● **GIVEN MATERIAL**
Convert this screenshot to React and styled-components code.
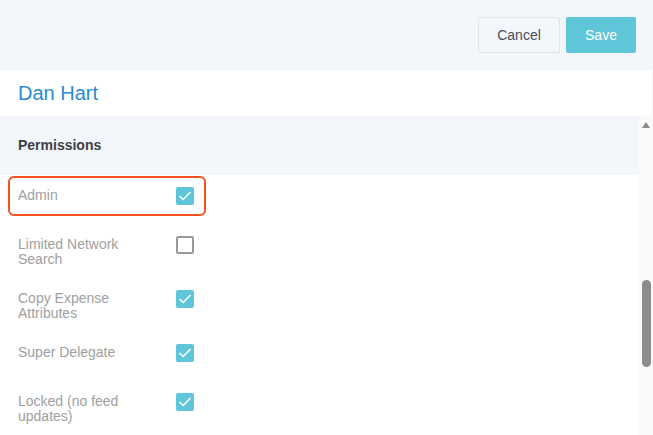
import React from 'react';
import styled, { createGlobalStyle } from 'styled-components';

const permissions = [
  { label: 'Admin', checked: true, highlighted: true },
  { label: 'Limited Network Search', checked: false },
  { label: 'Copy Expense Attributes', checked: true },
  { label: 'Super Delegate', checked: true },
  { label: 'Locked (no feed updates)', checked: true },
];

const GlobalStyle = createGlobalStyle`
  html, body {
    margin: 0;
    padding: 0;
    background: #f3f6fa;
  }
  body {
    font-family: "Liberation Sans", Arial, sans-serif;
  }
`;

const Page = styled.div`
  width: 653px;
  height: 435px;
  display: flex;
  flex-direction: column;
  background: #f3f6fa;
  overflow: hidden;
`;

const Toolbar = styled.div`
  height: 70px;
  flex-shrink: 0;
  display: flex;
  align-items: center;
  justify-content: flex-end;
  gap: 6px;
  padding: 0 17px 1px 0;
  box-sizing: border-box;
`;

const Button = styled.button`
  height: 36px;
  padding: 0;
  width: ${p => (p.$primary ? '70px' : '82px')};
  border-radius: 2px;
  font-family: inherit;
  font-size: 14px;
  cursor: pointer;
  border: 1px solid ${p => (p.$primary ? '#5fc5d8' : '#e1e5ea')};
  background: ${p => (p.$primary ? '#5fc5d8' : '#f3f6fa')};
  color: ${p => (p.$primary ? '#ffffff' : '#4a4f5a')};
`;

const NameBar = styled.div`
  height: 46px;
  flex-shrink: 0;
  margin-right: 1px;
  background: #ffffff;
  display: flex;
  align-items: center;
  padding-left: 18px;
  font-size: 20px;
  color: #2b8bd2;
`;

const Body = styled.div`
  flex: 1;
  display: flex;
  min-height: 0;
  background: #ffffff;
`;

const Content = styled.div`
  flex: 1;
  display: flex;
  flex-direction: column;
`;

const SectionHeader = styled.div`
  height: 59px;
  display: flex;
  align-items: center;
  padding: 0 0 2px 18px;
  box-sizing: border-box;
  background: #f3f6fa;
  font-size: 14px;
  font-weight: bold;
  color: #3d3f48;
`;

const List = styled.ul`
  list-style: none;
  margin: 0;
  padding: 1px 0 0 8px;
  display: flex;
  flex-direction: column;
  gap: 9px;
`;

const Row = styled.li`
  width: 198px;
  min-height: 40px;
  box-sizing: border-box;
  display: flex;
  align-items: flex-start;
  justify-content: space-between;
  padding: 10px 10px 1px 8px;
  border: 2px solid ${p => (p.$highlighted ? '#f4511e' : 'transparent')};
  border-radius: 6px;
`;

const Label = styled.span`
  width: 130px;
  font-size: 14px;
  line-height: 15px;
  color: #a0a0a0;
`;

const Box = styled.span`
  width: 18px;
  height: 18px;
  box-sizing: border-box;
  margin-top: -1px;
  border-radius: 2px;
  display: flex;
  align-items: center;
  justify-content: center;
  background: ${p => (p.$checked ? '#5fc5d8' : '#ffffff')};
  border: 2px solid ${p => (p.$checked ? '#5fc5d8' : '#9a9a9a')};
`;

const Scrollbar = styled.div`
  width: 14px;
  flex-shrink: 0;
  background: #fafafa;
  display: flex;
  flex-direction: column;
  align-items: center;
`;

const ArrowUp = styled.span`
  margin-top: 6px;
  width: 0;
  height: 0;
  border-left: 4px solid transparent;
  border-right: 4px solid transparent;
  border-bottom: 6px solid #8a8a8a;
`;

const Thumb = styled.span`
  margin-top: 152px;
  width: 9px;
  height: 87px;
  border-radius: 5px;
  background: #8c8c8c;
`;

const Checkbox = ({ checked }) => (
  <Box $checked={checked}>
    {checked && (
      <svg width="14" height="12" viewBox="0 0 14 12">
        <path d="M1.5 6 L5.2 9.5 L12.5 2" fill="none" stroke="#ffffff" strokeWidth="1.6" />
      </svg>
    )}
  </Box>
);

export default function App() {
  return (
    <>
      <GlobalStyle />
      <Page>
        <Toolbar>
          <Button>Cancel</Button>
          <Button $primary>Save</Button>
        </Toolbar>
        <NameBar>Dan Hart</NameBar>
        <Body>
          <Content>
            <SectionHeader>Permissions</SectionHeader>
            <List>
              {permissions.map(item => (
                <Row key={item.label} $highlighted={item.highlighted}>
                  <Label>{item.label}</Label>
                  <Checkbox checked={item.checked} />
                </Row>
              ))}
            </List>
          </Content>
          <Scrollbar>
            <ArrowUp />
            <Thumb />
          </Scrollbar>
        </Body>
      </Page>
    </>
  );
}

● **THE PROBLEM**
Say how many lines of the data include the string "React". Nothing other than the number should be given.

● **ANSWER FOR THE TASK**
2